Eine ernste, ökumenische Debatte ist angesagt!
Übrigens, wieder war es der geschichtsträchtige Boden rund um das Vereinslokal der „Alten
Säcke“ in der Schwendergasse zu Wien-Fünfhaus, auf welchem der erste Christbaum in Wien
wahrscheinlich stand. Der älteste Beleg über einen Christbaum in Wien stammt aus dem Jahre
1814, als der Baron Arnstein ein Weihnachtsfest nach „Berliner Sitte“ – also mit einem
Christbaum – feierte, obwohl die Gattin Erzherzog Karls, Henriette von Nassau, die ihren
Christbaum in Wien erstmals 1816 aufstellte, bei uns als die „Christkindlbringerin“ gilt. Aber
lassen wir die Geschichte, wenden wir uns der unerbittlichen Gegenwart zu.
Alle Jahre wieder – um bei der merkantilen Seite dieser Abhandlung zu bleiben – werden vor
Weihnachten an geplagte Hausfrauen und Mütter als sinniges Weihnachtsgeschenk „Turbo-
Klopf- und Schlürf-Sauger“ verkauft, die – laut Beschreibung – nach Weihnachten die
Tannen- oder Fichtennadeln der Weihnachtsbäume aus den textilen Bodenbelägen wieder
hervorbringen. Eine geradezu lächerliche Behauptung.
Eine gesetzliche Handhabe gegen irreführende Produktbeschreibungen ist hier angesagt!
Wer je versucht hat, Christbaumnadeln aus einem Teppichboden aus Berberschlinge zu
entfernen, wird wissen, wovon ich rede. Es war die Rache von Bruder Baum, wenn ich am
Dreikönigstag nackend aus der Dusche ins wohltemperierte Wohnzimmer lief und mir in
Sekundenbruchteilen drei trockene Fichtennadeln aus dem Teppichboden in die Fußsohlen
rammte, und zwar im Fußgewölbe, wo die Haut am dünnsten ist.
Eine christliche Unterdrückung unflätiger Flüche ist hier angesagt.

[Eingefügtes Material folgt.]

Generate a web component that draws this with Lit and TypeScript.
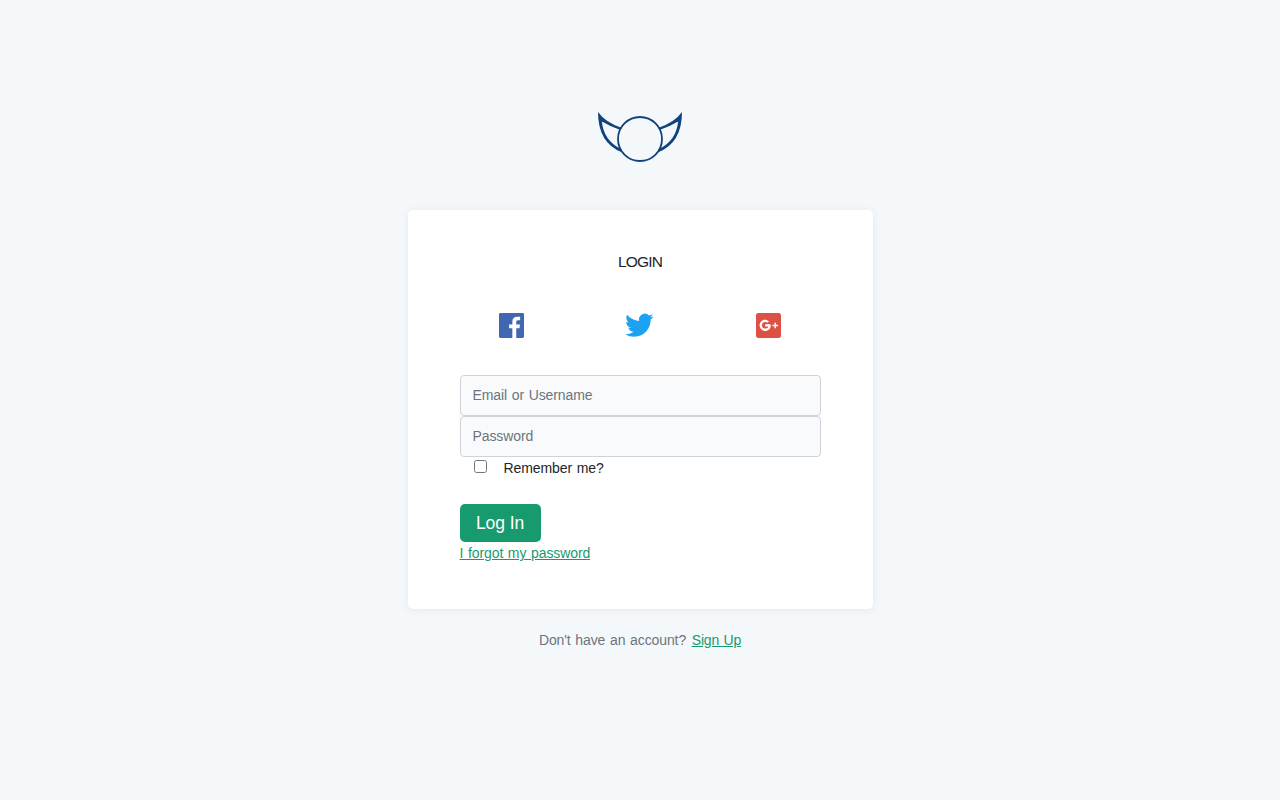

Das Nadelproblem der Christbäume begleitete mich seit meiner Kindheit. Mit einer Mutter
gesegnet, von deren wohnungseigenen Fußböden, man getrost jegliche Mahlzeit ohne Teller
hätte einnehmen können – und zwar wirklich in jedem Raum, war es um Neujahr herum für
sie Tradition, selbst aus den schmalen Ritzen des Parkettbodens mit Hilfe zweckentfremdeter
Zahnstocher jede Nadel einzeln auf dem Boden knieend und von konvulsivischen
Heulattacken geschüttelt zu entfernen.
Das Misstrauen in den Weihnachtsbaum blieb, später bestärkt durch die vordem erwähnte
eigene Erfahrung, hatte der Lichterbaum nach Erreichen des Disco-Alters meiner Sprösslinge
Hausverbot.
Ein Gefühl unbehelligten, inneren Friedens und Konsumverzichts war hier angesagt.